2. Frau K. bittet den Landsmann, der übersetzt hat, den Vorfall mit den Teilnehmenden zu besprechen und Thema Gender, Kleidung, Rolle der Lehrerin und der Teilnehmenden zu reflektieren und zu diskutieren (Diskussion im Lernkollektiv). Über eine solche Diskussion (die in diesem Sprachkurs durch die noch geringen Sprachkenntnisse begrenzt ist bzw. eine Übersetzung der Beiträge nötig machen würde), würden kulturelle Einstellungen, Werte und Möglichkeiten der interkulturellen Begegnung gemeinsam besprochen, gehört und reflektiert werden können. In diesem Zusammenhang könnte der Sprachkurs auch zu einem interkulturellen Lernfeld werden und Frau K. könnte versuchen, mediativ die Diskussion (evt. mit Übersetzer) zu führen.

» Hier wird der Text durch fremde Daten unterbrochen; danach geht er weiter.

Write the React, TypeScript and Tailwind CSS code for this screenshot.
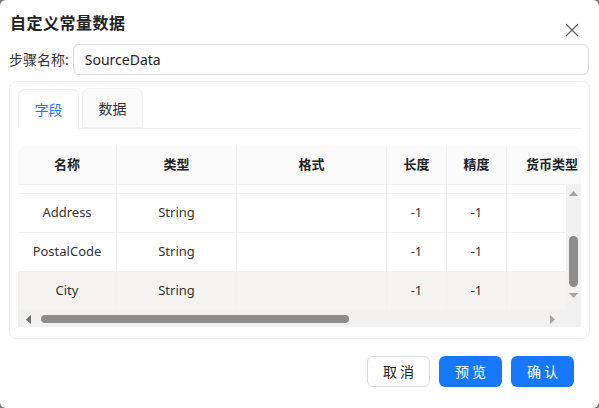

3. Frau K. bittet den Übersetzer mit Herrn A. (stellvertretend) zu sprechen und ihn zu bitten, die Problematik mit Frau K. im Gespräch im Anschluss an den Unterricht zu klären (Drittparteien-Intervention/Vermittlung). Der übersetzende Landsmann würde zu einem kulturellen und sprachlichen Vermittler werden zwischen Herrn A. und Frau K.. In diesem Fall wäre Frau K. relativ abhängig von dem Vermittler und hätte aus ihrer Sicht relativ wenig Einflussmöglichkeiten auf Herrn A. und die weitere Lern- und Arbeitssituation. Sie müsste starkes Vertrauen in den Landsmann haben und könnte selber nur abwarten, ob Herr A. sich bereit erklären würde, mit Frau K. in ein weiteres Gespräch unter vier Augen einzutreten.
4. Frau K. folgt Herrn A. mit dem übersetzenden Landmann und versucht ihn zu überzeugen, am Unterricht teil zu nehmen und sich auf die neue Situation einzustellen (direkte Ansprache). Sie würde ihm in Aussicht stellen, sich dem Problem von Herrn A. nach dem Unterricht anzunehmen und es direkt mit ihm (evt. mit dem sprachlichen Vermittler) zu klären bzw. Lösungswege zu suchen.
Aus westlicher interkultureller Konfliktlösungsperspektive sind diese Handlungsoptionen eine Möglichkeit (siehe auch Bennett, 1995), um mit der konflikthaften Situation umzugehen.
In Option 2 und in Option 4 wird Frau K. zu einer Art Vermittlerin zwischen sich, der Sprachkursgruppe und Herrn A. In Option 3 setzt Frau K. einen weiteren Vermittler ein, einen sogenannten Sprach- und Kulturdolmetscher. In Option 1 mediiert Frau K. im Prinzip mit sich selber, sie vermittelt zwischen ihren Gefühlen, Bedürfnissen und ihren eigenen inneren Stimmen, bis sie für sich zu einer Lösung kommt, die sie später dann evt. umsetzen kann. Insofern geht es bei allen drei Handlungsoptionen um mediative Kompetenzen, die im Kontext von interkultureller Kompetenzerweiterung betrachtet werden können.
Hinsichtlich der kulturspezifischen Gegebenheiten wäre es wahrscheinlich besonders interkulturell kompetent, den übersetzenden Landsmann als Vermittler zu gewinnen, um mit Herrn A. zu besprechen, sich kurzfristig auf den Kurs in seiner derzeitigen Form einzulassen, um anschließend mit Herrn A. die Situation in Ruhe zu besprechen, seine Gefühle und Bedürfnisse herauszuarbeiten (Empathie von Frau K.). Zudem könnte er dann auch die Perspektive von Frau K., ihre Gefühle und Bedürfnisse, erfahren (Selbstbehauptung von Frau K.) - und zwar über einen männlichen Vermittler aus seiner Herkunfts- und Sprachkultur, von dem er die Informationen vermittelt bekommt und diese evt. eher annehmen kann, als von Frau K. selber. Kann Herr A. sich darauf einlassen, in den Sprachkurs unter gegebenen Umständen zurück zu kehren, könnten die Konfliktpotenziale des multikulturellen Lernkontextes in einer der Folgestunden evt. sogar im Gruppenkontext thematisiert werden (z. B. Genderrollen, Erwartungen an den Sprachkurs, Erwartungen des Lehrpersonals an die Lernenden etc.). Dies wäre wahrscheinlich jedoch nur möglich, wenn Herr A. sich auch innerlich auf einen interkulturellen Austausch und eine offene Kommunikation mit Frau K. einlassen könnte.
[1] Es handelt sich um eine reale Situation, zu der die Autor*innen als interkulturelle Berater*innen hinzugezogen wurden.